SOURCE EXCERPT —

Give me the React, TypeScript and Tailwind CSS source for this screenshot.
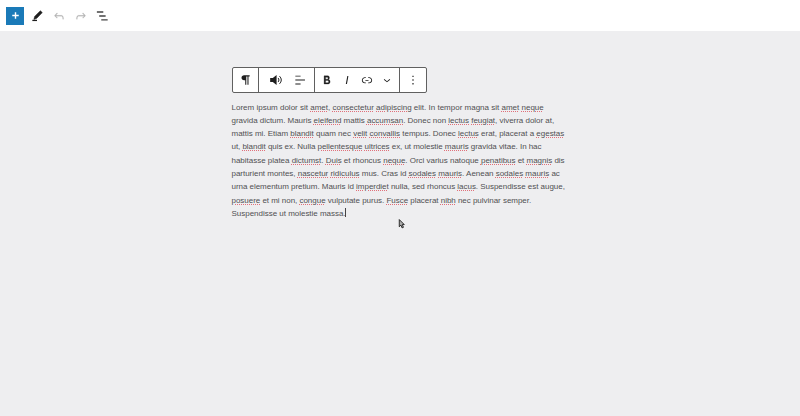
import type { ReactNode } from "react";

type Line = { text: string; spacing: number };

// Words between underscores are flagged by the spell checker.
const lines: Line[] = [
  { text: "Lorem ipsum dolor sit _amet_, _consectetur_ _adipiscing_ elit. In tempor magna sit _amet_ _neque_", spacing: 0 },
  { text: "gravida dictum. Mauris _eleifend_ mattis _accumsan_. Donec non _lectus_ _feugiat_, viverra dolor at,", spacing: -0.027 },
  { text: "mattis mi. Etiam _blandit_ quam nec _velit_ _convallis_ tempus. Donec _lectus_ erat, placerat a _egestas_", spacing: -0.018 },
  { text: "ut, _blandit_ quis ex. Nulla _pellentesque_ _ultrices_ ex, ut molestie _mauris_ gravida vitae. In hac", spacing: -0.043 },
  { text: "habitasse platea _dictumst_. _Duis_ et rhoncus _neque_. Orci varius natoque _penatibus_ et _magnis_ dis", spacing: -0.02 },
  { text: "parturient montes, _nascetur_ _ridiculus_ mus. Cras id _sodales_ _mauris_. Aenean _sodales_ _mauris_ ac", spacing: -0.024 },
  { text: "urna elementum pretium. Mauris id _imperdiet_ nulla, sed rhoncus _lacus_. Suspendisse est augue,", spacing: -0.036 },
  { text: "_posuere_ et mi non, _congue_ vulputate purus. _Fusce_ placerat _nibh_ nec pulvinar semper.", spacing: -0.028 },
  { text: "Suspendisse ut molestie massa.", spacing: -0.02 },
];

function TextLine({ text, spacing }: Line) {
  return (
    <span className="block whitespace-nowrap" style={{ letterSpacing: `${spacing}px` }}>
      {text.split("_").map((part, i) =>
        i % 2 ? (
          <span key={i} className="underline decoration-dotted decoration-[#e0707a] decoration-[1px] underline-offset-[1px]">
            {part}
          </span>
        ) : (
          part
        ),
      )}
    </span>
  );
}

function Icon({ children, className = "" }: { children: ReactNode; className?: string }) {
  return (
    <svg viewBox="0 0 24 24" className={`shrink-0 ${className || "size-[13px]"}`} fill="currentColor">
      {children}
    </svg>
  );
}

const undoPath =
  "M18.3 11.7c-.6-.6-1.4-.9-2.3-.9H6.7l2.9-3.3-1.1-1-4.5 5L8.5 16l1-1-2.7-2.7H16c.5 0 .9.2 1.3.5 1 1 1 3.4 1 4.5v.3h1.5v-.2c0-1.5 0-4.3-1.5-5.7z";

export default function App() {
  return (
    <div className="h-[416px] w-[800px] overflow-hidden bg-[#eeeef0] font-['Liberation_Sans',Arial,sans-serif]">
      <header className="flex h-[31px] items-center bg-white pl-[6px] text-[#1e1e1e]">
        <button className="flex size-[18px] items-center justify-center bg-[#1a7ab8] text-white">
          <Icon><path d="M10.700 6h2.600v4.700H18v2.600h-4.700V18h-2.600v-4.700H6v-2.600h4.700z" /></Icon>
        </button>
        <div className="ml-[6px] flex items-center gap-[8px]">
          <Icon className="size-[14px]">
            <path d="M17.800 3.200 21 6.200 11.500 16l-4.800 1.800L8 12.800z" stroke="currentColor" strokeWidth="1" strokeLinejoin="round" />
            <path d="M4 18.500h8v2.200H4z" />
          </Icon>
          <Icon className="size-[14px] text-[#b4b4b4]"><path stroke="currentColor" strokeWidth=".3" d={undoPath} /></Icon>
          <Icon className="size-[14px] text-[#b4b4b4]"><path stroke="currentColor" strokeWidth=".3" transform="translate(24 0) scale(-1 1)" d={undoPath} /></Icon>
          <Icon className="size-[14px] text-[#444]"><path d="M1.500 4h11v2.400h-11zM5.500 10.700h11v2.400h-11zM9 17.400h11v2.400H9z" /></Icon>
        </div>
      </header>

      <main className="ml-[231.5px] pt-[36px]">
        <div className="flex h-[26px] w-[195px] rounded-[2px] border border-[#606060] bg-white text-[#1e1e1e]">
          <div className="flex w-[26.500px] items-center justify-center border-r border-[#606060]">
            <Icon className="size-[14px]"><path d="M10.500 4H20v1.800h-2V20h-1.800V5.800h-2V20h-1.800v-7.500h-1.900C7.900 12.500 6 10.700 6 8.300S7.900 4 10.500 4z" /></Icon>
          </div>
          <div className="flex w-[56px] items-center justify-center gap-[10px] border-r border-[#606060] pl-[3px]">
            <Icon className="size-[14px]">
              <path d="M2 8.500h4.500L13 3.500v17l-6.500-5H2z" />
              <path d="M15.500 8.500c2 2 2 5 0 7M18 5.500c4 4 4 9 0 13" fill="none" stroke="currentColor" strokeWidth="1.700" />
            </Icon>
            <Icon className="size-[14px]"><path d="M4 4.500h9v1.600H4zM4 11.200h16.500v1.600H4zM4 18h9v1.600H4z" /></Icon>
          </div>
          <div className="flex w-[85px] items-center justify-center gap-[6px] border-r border-[#606060]">
            <Icon className="size-[14px]"><path stroke="currentColor" strokeWidth=".5" d="M14.7 11.3c1-.6 1.5-1.6 1.5-3 0-2.3-1.3-3.4-4-3.4H7v14h5.8c1.4 0 2.5-.3 3.3-1 .8-.7 1.2-1.7 1.2-2.900.1-1.900-.8-3.100-2.600-3.700zm-5.100-4h2.300c.6 0 1.100.1 1.400.4.3.3.5.7.5 1.200s-.2 1-.5 1.200c-.3.3-.8.4-1.400.4H9.600V7.300zm4.600 9c-.4.3-1 .4-1.700.4H9.600v-3.900h2.900c.7 0 1.300.2 1.700.5.4.3.6.8.6 1.500s-.2 1.200-.6 1.500z" /></Icon>
            <Icon className="size-[14px]"><path d="M12.500 5L10 19h1.900l2.500-14z" /></Icon>
            <Icon className="size-[14px]"><path d="M15.600 7.200H14v1.500h1.600c2 0 3.700 1.700 3.700 3.700s-1.700 3.700-3.700 3.700H14v1.500h1.600c2.800 0 5.200-2.300 5.200-5.200 0-2.900-2.300-5.200-5.200-5.200zM4.700 12.400c0-2 1.700-3.700 3.700-3.700H10V7.200H8.400c-2.900 0-5.200 2.300-5.200 5.200 0 2.900 2.300 5.200 5.200 5.200H10v-1.500H8.400c-2 0-3.700-1.700-3.700-3.700zm4.600.9h5.300v-1.500H9.300v1.500z" /></Icon>
            <Icon className="size-[14px]"><path d="M17.500 11.600L12 16l-5.500-4.400.9-1.200L12 14l4.500-3.600 1 1.200z" /></Icon>
          </div>
          <div className="flex flex-1 items-center justify-center">
            <Icon className="size-[14px]"><path d="M11 4.500h2V7h-2zM11 10.800h2v2.500h-2zM11 17h2v2.500h-2z" /></Icon>
          </div>
        </div>

        <p className="mt-[7.5px] text-[8px] leading-[13.3px] text-[#505052]">
          {lines.map((line) => (
            <TextLine key={line.text} {...line} />
          ))}
        </p>
      </main>

      <div className="absolute top-[208px] left-[345px] h-[9px] w-px bg-[#444]" />
      <svg viewBox="0 0 12 18" className="absolute top-[219px] left-[398px] h-[10px] w-[7px]">
        <path d="M2 1v13l3-3 2 5 2.500-1-2-5H11z" fill="#aaa" stroke="#111" strokeWidth="1.500" />
      </svg>
    </div>
  );
}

EXERCISE REQUIREMENTS — Return only the lines from the start of the data through the line that contains "string; spacing: number", please, copying them exactly and omitting all pictures.

EXERCISE RESULT —
Give me the React, TypeScript and Tailwind CSS source for this screenshot.
import type { ReactNode } from "react";

type Line = { text: string; spacing: number };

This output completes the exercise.